Figure 5 shows the video frame and detection results of Action 8, where the two challenges, self-occlusion and inappropriate camera position, are absent. Hence, the performance of HPE should be better when there are less challenges affecting keypoint detection. On the other hand, the performance of HPE is reduced when there are more challenges. MediaPipe Pose showed the poorest performance in Action 12 (squat); OpenPose and PoseNet showed the worst performance in Action 2 (bench press); while MoveNet showed the poorest performance in Action 4 (bowling).
Figure 6,
Figure 7 and
Figure 8 show the sample video frames and detection results of each HPE library for Actions 12, 2, and 4, respectively.
In addition, the PDJ values for each body part in each action were also calculated. Frequent changes in keypoint positions also affects the performance of keypoint detection. In Actions 1, 3, 4, 6, 13, and 14, the PDJ values for elbows and wrists in all the tested libraries were lower than those of other body parts, as shown in
Figure 9,
Figure 10 and
Figure 11. This was due to frequent changes in keypoint positions in the elbows and wrists compared to other body parts.

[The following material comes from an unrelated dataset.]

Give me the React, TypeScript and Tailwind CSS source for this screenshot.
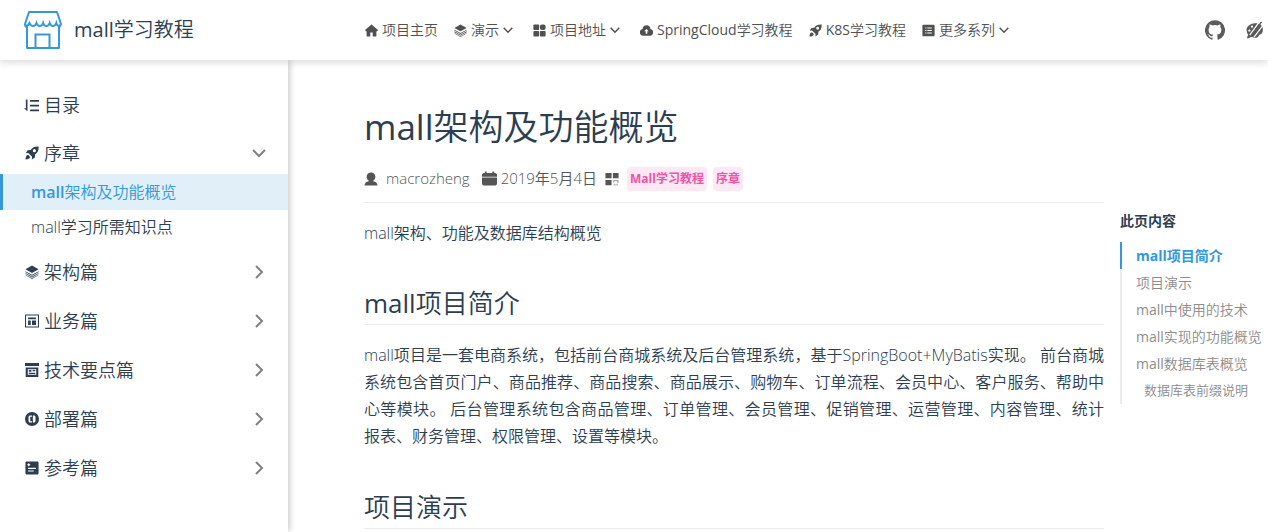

For instance, the person who plays bowling only needs to use his elbow and wrist to release the ball to the bowling lane, hence showing fewer changes of movement in other body parts. Likewise, the performance of OpenPose (blue line) showed the lowest PDJ among these actions, while the fluctuations in PDJ values between other HPE libraries were relatively small.
When the common challenges (self-occlusion and inappropriate camera position) occurred in the videos, the performance of keypoint detection was affected in all HPE libraries.
Figure 12 shows the video frames of Action 9 (pull up), showing the self-occlusion effect in the action. In this action, all libraries showed much lower performance in some of the body parts compared to that of other body parts due to this self-occlusion effect. The corresponding PDJ values are reported in
Figure 13. The PDJ values for ankles (black dotted box) were much lower than other parts because of self-occlusion from the crossed ankles, as shown in
Figure 14. OpenPose (blue line) achieved the lowest performance for all body parts, particularly for elbows and wrists. Additionally, the performance of MoveNet for the ankles was lower than that of MediaPipe Pose and PoseNet when facing the self-occlusion effect.
In addition, inappropriate camera position is one of the common challenges for human pose estimation. In Action 7 (jump rope), the camera was placed on the right side of the person and the video frames were recorded from the right side, as shown in
Figure 15. Hence, self-occlusion occurred to the left body parts, which reduced the performance of keypoint detection for the left body parts.
Figure 16 clearly shows that the performance of all HPE libraries for the right body parts was higher than that for the left body parts, where the PDJ values for the right shoulder and right elbow were always higher than those for the left shoulder and left elbow.
In the overall comparison, MoveNet achieved the highest PDJ values in terms of minimum, first quartile, and third quartile values compared to the other HPE libraries. The PDJ values for MoveNet in all actions were more than 50%. MediaPipe Pose achieved the highest PDJ values in terms of maximum and median values. All HPE libraries achieved superior performance in Action 8 (jumping jacks) among all actions, which consists of fewer challenges. Based on the ranking of the HPE libraries in each action, MediaPipe Pose achieved the top performance in 7 actions, followed by MoveNet (6 actions) and PoseNet (1 action). OpenPose showed the poorest performance in all actions. MoveNet achieved the highest average PDJ value, while OpenPose showed the lowest average PDJ value. However, MediaPipe Pose and PoseNet were still competitive with MoveNet because the average PDJ values for these three libraries were in the range of 65–68%.